Elon Musk is more interested in electric vehicles than veganism. In contrast, vegans understandably put vegan climate answers first. But I am understanding from some vegans that fossil fuel use hardly matters at all, or to the extent that it does, we should avoid accounting for it in our climate conversations and presentations. That seems like Musk in reverse, and I’m uncomfortable with it.
As always, I’m open to persuasion. I’ll be looking into the arguments and connected information further, and likely reblogging this column when I’ve added substantial content.
Love and liberation,
Photo credit: Jan-Rune Smenes Reite, via Pexels.
I’ve been increasingly interested in the impact of suburban/urban landscaping on other species and what I’ve been reading over the past 18 months or so is alarming. The data is out there. Conservatively, the population of terrestrial (not living and breeding in the water) birds living in the US has dropped by over 3 billion since 1970. This understandably corresponds with a massive decrease in insect populations, including native bees, butterflies, lighting bugs and most importantly to birds, caterpillars. Over 90% of terrestrial birds feed their babies insects, and the largest single food fed to these growing birds is caterpillars. Of course, most vegans don’t think twice about the insect apocalypse, and I won’t even begin on the subject of reptiles and amphibians, but the single most damaging behavior we humans have in this scenario is our almost unconscious acceptance of the suburban lawn.
Now, getting to your point, I’ve read some intense statistics about the greenhouse gas emissions of lawn mowers and even more so, leaf blowers and weed whackers. Again and again I’ve read that in the States these gas powered monsters are responsible for close to the same or more GHG emissions than automobiles. Here’s one article on the subject. I don’t believe it’s peer-reviewed, but I’m seeing this information from other sources too, and I’ve got a strong sense that there’s a good deal of truth behind it.

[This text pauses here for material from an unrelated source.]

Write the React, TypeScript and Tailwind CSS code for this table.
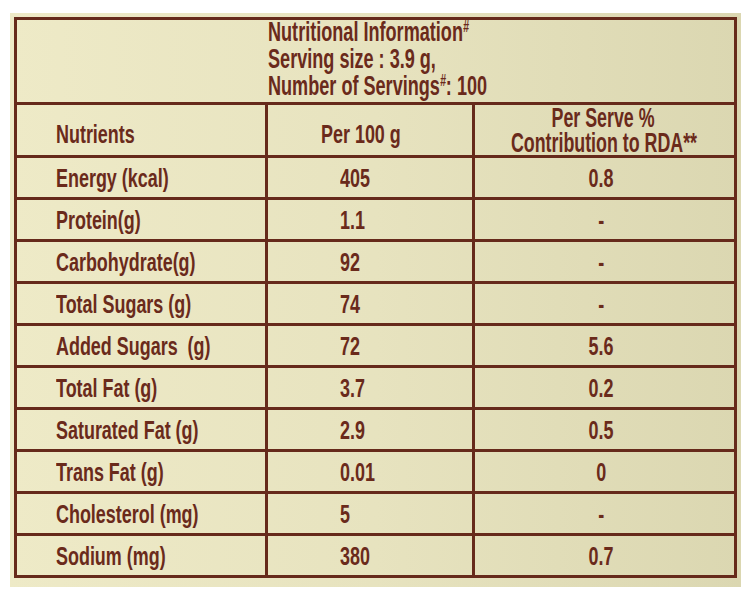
const rows: [string, string, string][] = [
  ["Energy (kcal)", "405", "0.8"],
  ["Protein(g)", "1.1", "-"],
  ["Carbohydrate(g)", "92", "-"],
  ["Total Sugars (g)", "74", "-"],
  ["Added Sugars  (g)", "72", "5.6"],
  ["Total Fat (g)", "3.7", "0.2"],
  ["Saturated Fat (g)", "2.9", "0.5"],
  ["Trans Fat (g)", "0.01", "0"],
  ["Cholesterol (mg)", "5", "-"],
  ["Sodium (mg)", "380", "0.7"],
];

// condensed look: Liberation Sans bold squeezed horizontally
function Narrow({ children, center = false }: { children: React.ReactNode; center?: boolean }) {
  return (
    <span className={`inline-block whitespace-pre scale-x-[0.69] ${center ? "origin-center" : "origin-left"}`}>
      {children}
    </span>
  );
}

export default function App() {
  return (
    <div className="w-[752px] h-[600px] bg-white pt-[13px] pl-[10px] font-['Liberation_Sans',Arial,sans-serif] font-bold text-[#6a2a1b]">
      <div className="w-[731px] h-[574px] pt-[4px] pl-[4px] bg-gradient-to-r from-[#eeeac7] via-[#e7e3bf] to-[#dbd7b1]">
        <div className="w-[723px] border-[3px] border-[#662a1b]">
          {/* title block */}
          <div className="h-[85px] border-b-[3px] border-[#662a1b] pl-[251px]">
            <div className="inline-block origin-top-left scale-x-[0.67] text-[27px] leading-[27px] -mt-[1px] whitespace-nowrap">
              <div>
                Nutritional Information
                <span className="align-top text-[16px] leading-none italic">#</span>
              </div>
              <div>Serving size : 3.9 g,</div>
              <div>
                Number of Servings
                <span className="align-top text-[16px] leading-none italic">#</span>: 100
              </div>
            </div>
          </div>

          {/* column headings */}
          <div className="grid grid-cols-[251px_207px_1fr] h-[53px] border-b-[3px] border-[#662a1b] text-[26px] leading-[26px]">
            <div className="border-r-[3px] border-[#662a1b] pl-[39px] pt-2 flex items-center">
              <Narrow>Nutrients</Narrow>
            </div>
            <div className="border-r-[3px] border-[#662a1b] pl-[53px] pt-2 flex items-center">
              <Narrow>Per 100 g</Narrow>
            </div>
            <div className="flex flex-col justify-center text-center text-[27px] leading-[24.5px] pt-[1px] pr-[2px]">
              <div>
                <span className="inline-block -mx-[40px] scale-x-[0.66] origin-center whitespace-nowrap">Per Serve %</span>
              </div>
              <div>
                <span className="inline-block -mx-[40px] scale-x-[0.66] origin-center whitespace-nowrap">Contribution to RDA**</span>
              </div>
            </div>
          </div>

          {rows.map(([name, per100, rda], i) => (
            <div
              key={name}
              className={`grid grid-cols-[251px_207px_1fr] text-[26px] leading-[26px] ${
                i < rows.length - 1 ? "h-[42px] border-b-[3px] border-[#662a1b]" : "h-[39px]"
              }`}
            >
              <div className="border-r-[3px] border-[#662a1b] pl-[39px] flex items-center">
                <Narrow>{name}</Narrow>
              </div>
              <div className="border-r-[3px] border-[#662a1b] pl-[72px] flex items-center">
                <Narrow>{per100}</Narrow>
              </div>
              <div className="flex items-center justify-center pr-[6px]">
                <Narrow center>{rda}</Narrow>
              </div>
            </div>
          ))}
        </div>
      </div>
    </div>
  );
}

Of course, I think veganism goes far beyond what we eat, beyond animal agriculture and enters into every aspect of our existence, so I’m with you that our GHG emission load is part of veganism. Here’s the article. https://sustainability.wustl.edu/rethinking-lawn-equipment/?fbclid=IwAR3qwkDv2ls2ULQX0BuEv-XnvrgXrWP–h_ym7DgO_bXMJ7699-QlJOoxkg
Here’s another article on leaf blowers
“In 2011, a 50cc two-stroke leaf blower and a Ford F-150 Raptor with a 6.2 liter 411 horsepower engine were each run for 30 minutes, and the resultant pollutants were measured. The hydrocarbon emissions from the leaf blower were the equivalent of driving the Ford pickup 3,887 miles. For the same amount of pollution you can go from Dallas to Anchorage with your friends or blow some paper-thin organic material around your yard.”